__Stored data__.
━━━━━━━━━━━━━━━━━━━━━━━━━━━━━━

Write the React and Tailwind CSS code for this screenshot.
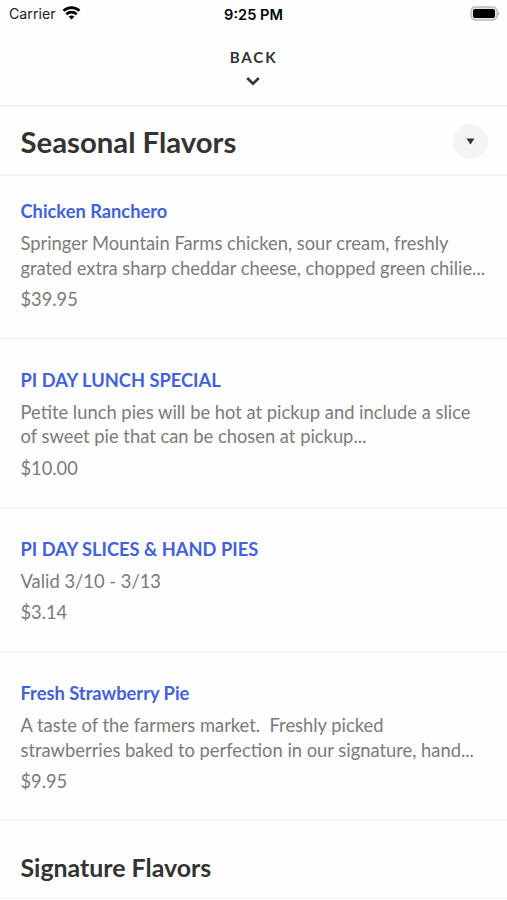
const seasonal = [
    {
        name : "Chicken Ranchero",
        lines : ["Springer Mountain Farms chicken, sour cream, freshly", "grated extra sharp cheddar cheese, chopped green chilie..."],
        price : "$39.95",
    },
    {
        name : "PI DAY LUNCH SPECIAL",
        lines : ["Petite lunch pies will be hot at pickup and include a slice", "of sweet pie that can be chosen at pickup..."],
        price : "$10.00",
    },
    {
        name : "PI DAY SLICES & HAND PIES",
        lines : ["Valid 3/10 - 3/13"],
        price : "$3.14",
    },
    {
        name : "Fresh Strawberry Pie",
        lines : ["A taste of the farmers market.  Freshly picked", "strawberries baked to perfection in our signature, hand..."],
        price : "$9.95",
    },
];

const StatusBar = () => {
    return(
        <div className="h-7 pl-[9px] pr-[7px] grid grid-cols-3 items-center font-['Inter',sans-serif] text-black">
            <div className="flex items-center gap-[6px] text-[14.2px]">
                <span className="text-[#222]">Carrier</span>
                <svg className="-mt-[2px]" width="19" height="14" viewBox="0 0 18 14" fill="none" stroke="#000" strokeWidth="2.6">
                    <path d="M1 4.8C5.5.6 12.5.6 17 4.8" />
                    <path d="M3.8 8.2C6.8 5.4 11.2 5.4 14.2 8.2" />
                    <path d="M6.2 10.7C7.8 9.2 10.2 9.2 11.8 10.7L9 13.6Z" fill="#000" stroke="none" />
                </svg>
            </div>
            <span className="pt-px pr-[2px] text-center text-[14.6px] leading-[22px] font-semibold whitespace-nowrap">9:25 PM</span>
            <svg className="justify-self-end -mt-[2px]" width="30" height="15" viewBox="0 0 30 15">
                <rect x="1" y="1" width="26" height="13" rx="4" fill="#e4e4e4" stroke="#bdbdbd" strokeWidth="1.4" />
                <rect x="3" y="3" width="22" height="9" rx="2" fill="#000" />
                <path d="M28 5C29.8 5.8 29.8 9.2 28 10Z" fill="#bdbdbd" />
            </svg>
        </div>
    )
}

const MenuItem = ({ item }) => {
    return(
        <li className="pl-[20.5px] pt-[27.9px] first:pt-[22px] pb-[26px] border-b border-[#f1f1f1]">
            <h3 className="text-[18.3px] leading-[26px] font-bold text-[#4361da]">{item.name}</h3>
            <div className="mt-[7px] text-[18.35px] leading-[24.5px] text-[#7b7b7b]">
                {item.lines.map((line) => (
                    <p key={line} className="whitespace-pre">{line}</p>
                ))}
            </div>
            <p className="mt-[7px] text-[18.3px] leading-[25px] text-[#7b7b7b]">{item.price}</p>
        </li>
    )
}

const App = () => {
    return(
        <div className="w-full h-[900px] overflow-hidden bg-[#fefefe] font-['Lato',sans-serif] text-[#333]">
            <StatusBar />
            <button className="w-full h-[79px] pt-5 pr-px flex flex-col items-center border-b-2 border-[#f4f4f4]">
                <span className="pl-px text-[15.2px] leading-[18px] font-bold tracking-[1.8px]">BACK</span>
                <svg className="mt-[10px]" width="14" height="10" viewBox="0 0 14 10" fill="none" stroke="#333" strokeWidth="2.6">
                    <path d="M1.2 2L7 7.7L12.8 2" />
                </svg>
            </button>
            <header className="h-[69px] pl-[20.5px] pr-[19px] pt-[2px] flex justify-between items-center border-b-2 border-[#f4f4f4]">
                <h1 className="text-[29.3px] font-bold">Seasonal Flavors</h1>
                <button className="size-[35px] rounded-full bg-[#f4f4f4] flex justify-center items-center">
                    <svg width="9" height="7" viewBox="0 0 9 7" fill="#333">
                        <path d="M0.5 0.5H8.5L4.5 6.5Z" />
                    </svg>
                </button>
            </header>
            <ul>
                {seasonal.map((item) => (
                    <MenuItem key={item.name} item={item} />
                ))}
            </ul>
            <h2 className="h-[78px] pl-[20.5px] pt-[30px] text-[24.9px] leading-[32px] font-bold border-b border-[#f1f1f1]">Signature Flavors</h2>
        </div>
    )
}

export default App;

━━━━━━━━━━━━━━━━━━━━━━━━━━━━━━

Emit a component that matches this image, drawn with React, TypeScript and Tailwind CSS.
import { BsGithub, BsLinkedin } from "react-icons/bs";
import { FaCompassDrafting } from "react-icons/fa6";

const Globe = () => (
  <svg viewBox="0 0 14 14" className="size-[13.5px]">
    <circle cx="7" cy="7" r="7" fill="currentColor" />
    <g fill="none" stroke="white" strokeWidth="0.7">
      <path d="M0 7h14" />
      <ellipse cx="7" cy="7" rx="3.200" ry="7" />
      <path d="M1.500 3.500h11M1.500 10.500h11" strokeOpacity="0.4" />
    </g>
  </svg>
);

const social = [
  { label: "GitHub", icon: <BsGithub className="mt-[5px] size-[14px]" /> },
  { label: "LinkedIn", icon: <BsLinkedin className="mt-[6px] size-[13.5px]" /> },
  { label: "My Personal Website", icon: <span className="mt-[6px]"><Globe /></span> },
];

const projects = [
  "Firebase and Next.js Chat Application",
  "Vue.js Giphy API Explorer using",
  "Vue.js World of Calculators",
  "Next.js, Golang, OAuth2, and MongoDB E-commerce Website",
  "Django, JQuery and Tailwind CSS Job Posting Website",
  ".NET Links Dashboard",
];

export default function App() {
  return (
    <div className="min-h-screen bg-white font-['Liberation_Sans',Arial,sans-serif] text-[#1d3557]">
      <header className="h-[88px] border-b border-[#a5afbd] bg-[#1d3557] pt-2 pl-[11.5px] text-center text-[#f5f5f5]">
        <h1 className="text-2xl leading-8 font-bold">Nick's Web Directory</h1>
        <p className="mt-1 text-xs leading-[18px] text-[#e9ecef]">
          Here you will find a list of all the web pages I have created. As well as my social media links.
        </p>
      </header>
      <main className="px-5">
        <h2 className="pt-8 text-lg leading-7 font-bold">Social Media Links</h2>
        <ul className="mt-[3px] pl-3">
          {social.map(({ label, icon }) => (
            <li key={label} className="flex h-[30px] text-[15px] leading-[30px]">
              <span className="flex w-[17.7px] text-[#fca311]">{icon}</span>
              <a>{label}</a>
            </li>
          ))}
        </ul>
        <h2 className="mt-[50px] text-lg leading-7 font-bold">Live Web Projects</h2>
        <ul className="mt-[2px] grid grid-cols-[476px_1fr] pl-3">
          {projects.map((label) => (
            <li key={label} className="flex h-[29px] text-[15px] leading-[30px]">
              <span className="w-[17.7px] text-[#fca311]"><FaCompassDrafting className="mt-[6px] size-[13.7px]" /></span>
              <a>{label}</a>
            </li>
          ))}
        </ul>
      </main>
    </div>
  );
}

━━━━━━━━━━━━━━━━━━━━━━━━━━━━━━

__What you will do__. Pull out all lines from the listing that contain the string "Tailwind".

__Solution for this task__.
Write the React and Tailwind CSS code for this screenshot.
Emit a component that matches this image, drawn with React, TypeScript and Tailwind CSS.
  "Django, JQuery and Tailwind CSS Job Posting Website",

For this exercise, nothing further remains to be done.